The task: Show every line where "index" occurs.

Given information:
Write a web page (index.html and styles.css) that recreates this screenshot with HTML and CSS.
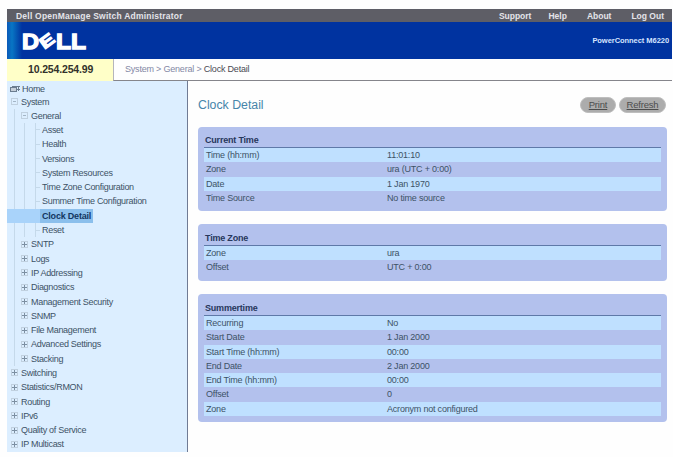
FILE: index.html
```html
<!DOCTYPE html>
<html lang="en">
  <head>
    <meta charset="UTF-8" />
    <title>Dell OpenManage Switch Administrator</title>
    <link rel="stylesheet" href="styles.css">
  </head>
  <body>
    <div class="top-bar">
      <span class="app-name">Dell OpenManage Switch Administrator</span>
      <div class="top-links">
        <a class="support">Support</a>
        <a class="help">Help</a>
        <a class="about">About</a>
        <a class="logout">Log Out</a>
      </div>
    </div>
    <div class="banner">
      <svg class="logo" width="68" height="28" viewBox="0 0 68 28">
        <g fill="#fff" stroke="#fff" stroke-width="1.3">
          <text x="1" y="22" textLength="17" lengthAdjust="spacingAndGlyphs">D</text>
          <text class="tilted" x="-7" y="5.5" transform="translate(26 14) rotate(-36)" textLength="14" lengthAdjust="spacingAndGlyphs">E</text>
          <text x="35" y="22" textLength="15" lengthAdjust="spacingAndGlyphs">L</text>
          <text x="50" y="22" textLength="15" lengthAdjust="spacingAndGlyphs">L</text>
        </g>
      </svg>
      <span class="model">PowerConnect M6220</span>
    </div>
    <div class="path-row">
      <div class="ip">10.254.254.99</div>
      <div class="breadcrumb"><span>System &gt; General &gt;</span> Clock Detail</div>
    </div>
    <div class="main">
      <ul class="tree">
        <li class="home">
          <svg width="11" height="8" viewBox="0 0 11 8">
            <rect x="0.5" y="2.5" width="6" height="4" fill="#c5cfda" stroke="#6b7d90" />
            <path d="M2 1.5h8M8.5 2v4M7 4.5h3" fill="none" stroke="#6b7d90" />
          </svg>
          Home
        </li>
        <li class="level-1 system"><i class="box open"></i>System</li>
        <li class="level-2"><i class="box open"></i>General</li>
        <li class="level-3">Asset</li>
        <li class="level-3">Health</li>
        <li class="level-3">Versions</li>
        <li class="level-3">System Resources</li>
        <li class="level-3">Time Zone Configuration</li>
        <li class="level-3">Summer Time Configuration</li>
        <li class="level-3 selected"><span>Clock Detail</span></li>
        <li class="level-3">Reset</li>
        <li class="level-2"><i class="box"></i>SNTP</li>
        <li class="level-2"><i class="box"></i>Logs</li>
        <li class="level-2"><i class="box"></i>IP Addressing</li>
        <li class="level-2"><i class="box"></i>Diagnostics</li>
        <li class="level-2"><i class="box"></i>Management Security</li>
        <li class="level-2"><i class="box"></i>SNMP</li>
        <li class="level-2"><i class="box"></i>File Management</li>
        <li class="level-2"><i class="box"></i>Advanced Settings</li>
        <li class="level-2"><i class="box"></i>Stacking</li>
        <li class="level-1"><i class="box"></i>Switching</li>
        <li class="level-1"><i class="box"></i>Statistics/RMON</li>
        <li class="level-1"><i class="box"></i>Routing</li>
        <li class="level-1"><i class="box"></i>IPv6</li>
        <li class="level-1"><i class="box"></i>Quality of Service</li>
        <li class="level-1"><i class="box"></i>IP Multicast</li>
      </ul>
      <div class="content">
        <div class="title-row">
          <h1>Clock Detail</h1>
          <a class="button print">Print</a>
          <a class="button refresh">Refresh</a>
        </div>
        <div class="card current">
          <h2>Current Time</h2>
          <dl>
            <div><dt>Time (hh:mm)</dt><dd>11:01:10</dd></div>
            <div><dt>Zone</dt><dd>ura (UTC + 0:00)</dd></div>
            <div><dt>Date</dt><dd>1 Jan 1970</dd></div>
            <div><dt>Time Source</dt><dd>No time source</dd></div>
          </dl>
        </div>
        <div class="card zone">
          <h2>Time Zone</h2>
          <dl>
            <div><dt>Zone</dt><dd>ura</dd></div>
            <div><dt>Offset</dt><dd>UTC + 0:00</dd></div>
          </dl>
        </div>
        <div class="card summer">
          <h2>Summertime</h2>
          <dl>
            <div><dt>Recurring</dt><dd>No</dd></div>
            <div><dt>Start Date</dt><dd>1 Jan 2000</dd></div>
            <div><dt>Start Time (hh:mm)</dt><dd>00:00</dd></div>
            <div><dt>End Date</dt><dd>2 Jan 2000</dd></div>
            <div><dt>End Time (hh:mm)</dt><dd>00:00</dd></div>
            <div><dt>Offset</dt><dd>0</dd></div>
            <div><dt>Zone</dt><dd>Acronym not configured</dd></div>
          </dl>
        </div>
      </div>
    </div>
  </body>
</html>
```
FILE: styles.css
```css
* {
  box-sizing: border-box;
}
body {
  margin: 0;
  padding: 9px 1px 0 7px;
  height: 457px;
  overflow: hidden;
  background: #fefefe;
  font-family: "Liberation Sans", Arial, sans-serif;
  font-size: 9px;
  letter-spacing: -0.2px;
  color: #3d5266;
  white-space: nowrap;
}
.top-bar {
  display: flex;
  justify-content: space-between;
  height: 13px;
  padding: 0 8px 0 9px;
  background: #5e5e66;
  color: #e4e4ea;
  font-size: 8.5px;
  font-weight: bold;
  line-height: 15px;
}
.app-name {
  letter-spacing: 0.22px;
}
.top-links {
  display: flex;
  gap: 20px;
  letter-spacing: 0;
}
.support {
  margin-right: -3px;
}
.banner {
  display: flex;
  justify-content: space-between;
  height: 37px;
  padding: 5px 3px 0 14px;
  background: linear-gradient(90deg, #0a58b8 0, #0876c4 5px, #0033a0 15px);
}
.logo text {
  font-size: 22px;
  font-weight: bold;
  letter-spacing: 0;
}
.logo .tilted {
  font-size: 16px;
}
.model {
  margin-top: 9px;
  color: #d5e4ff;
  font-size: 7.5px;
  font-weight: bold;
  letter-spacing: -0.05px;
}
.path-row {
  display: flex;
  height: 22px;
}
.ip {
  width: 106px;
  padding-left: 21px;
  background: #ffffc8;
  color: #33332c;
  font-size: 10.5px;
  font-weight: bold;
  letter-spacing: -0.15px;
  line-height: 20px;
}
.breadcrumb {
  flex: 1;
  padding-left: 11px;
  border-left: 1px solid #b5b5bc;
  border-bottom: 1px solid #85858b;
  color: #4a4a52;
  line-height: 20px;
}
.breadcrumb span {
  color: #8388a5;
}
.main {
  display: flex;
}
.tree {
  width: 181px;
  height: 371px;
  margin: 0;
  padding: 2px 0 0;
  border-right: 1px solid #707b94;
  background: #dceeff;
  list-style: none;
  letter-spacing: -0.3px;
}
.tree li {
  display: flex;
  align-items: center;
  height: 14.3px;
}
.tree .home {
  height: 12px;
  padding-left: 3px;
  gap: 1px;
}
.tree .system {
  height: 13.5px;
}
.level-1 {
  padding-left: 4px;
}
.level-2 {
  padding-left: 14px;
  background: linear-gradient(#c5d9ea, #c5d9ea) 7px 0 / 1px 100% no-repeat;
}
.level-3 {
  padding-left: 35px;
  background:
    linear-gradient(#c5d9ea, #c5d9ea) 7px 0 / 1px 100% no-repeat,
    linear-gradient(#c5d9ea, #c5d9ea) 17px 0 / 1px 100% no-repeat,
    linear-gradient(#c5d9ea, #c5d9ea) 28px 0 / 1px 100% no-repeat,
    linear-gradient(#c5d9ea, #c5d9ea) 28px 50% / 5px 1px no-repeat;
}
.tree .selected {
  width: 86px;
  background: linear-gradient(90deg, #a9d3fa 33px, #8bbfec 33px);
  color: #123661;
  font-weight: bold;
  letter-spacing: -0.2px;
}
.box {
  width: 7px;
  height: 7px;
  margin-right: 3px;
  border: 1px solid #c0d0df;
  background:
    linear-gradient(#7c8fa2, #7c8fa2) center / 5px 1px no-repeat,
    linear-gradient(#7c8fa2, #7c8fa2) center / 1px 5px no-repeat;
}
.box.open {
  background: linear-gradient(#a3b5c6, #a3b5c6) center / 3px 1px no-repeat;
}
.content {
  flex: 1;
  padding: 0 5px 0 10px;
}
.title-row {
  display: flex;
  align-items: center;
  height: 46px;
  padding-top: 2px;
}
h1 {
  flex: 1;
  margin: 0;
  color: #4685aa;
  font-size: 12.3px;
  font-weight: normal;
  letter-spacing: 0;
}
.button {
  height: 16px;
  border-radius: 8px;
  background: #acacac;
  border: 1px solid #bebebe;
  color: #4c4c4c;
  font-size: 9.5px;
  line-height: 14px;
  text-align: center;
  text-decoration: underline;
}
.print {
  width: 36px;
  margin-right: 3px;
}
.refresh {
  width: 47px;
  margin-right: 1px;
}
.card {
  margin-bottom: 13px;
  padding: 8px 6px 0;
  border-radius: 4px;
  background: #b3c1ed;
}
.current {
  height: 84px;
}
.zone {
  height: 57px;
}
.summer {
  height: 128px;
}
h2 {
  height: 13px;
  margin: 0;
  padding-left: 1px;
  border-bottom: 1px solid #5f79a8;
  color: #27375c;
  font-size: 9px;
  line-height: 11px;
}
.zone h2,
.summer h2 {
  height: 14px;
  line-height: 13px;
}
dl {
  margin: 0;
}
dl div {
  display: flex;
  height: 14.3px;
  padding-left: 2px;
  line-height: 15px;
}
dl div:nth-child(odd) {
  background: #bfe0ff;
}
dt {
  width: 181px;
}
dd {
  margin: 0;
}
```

Output:
Write a web page (index.html and styles.css) that recreates this screenshot with HTML and CSS.
FILE: index.html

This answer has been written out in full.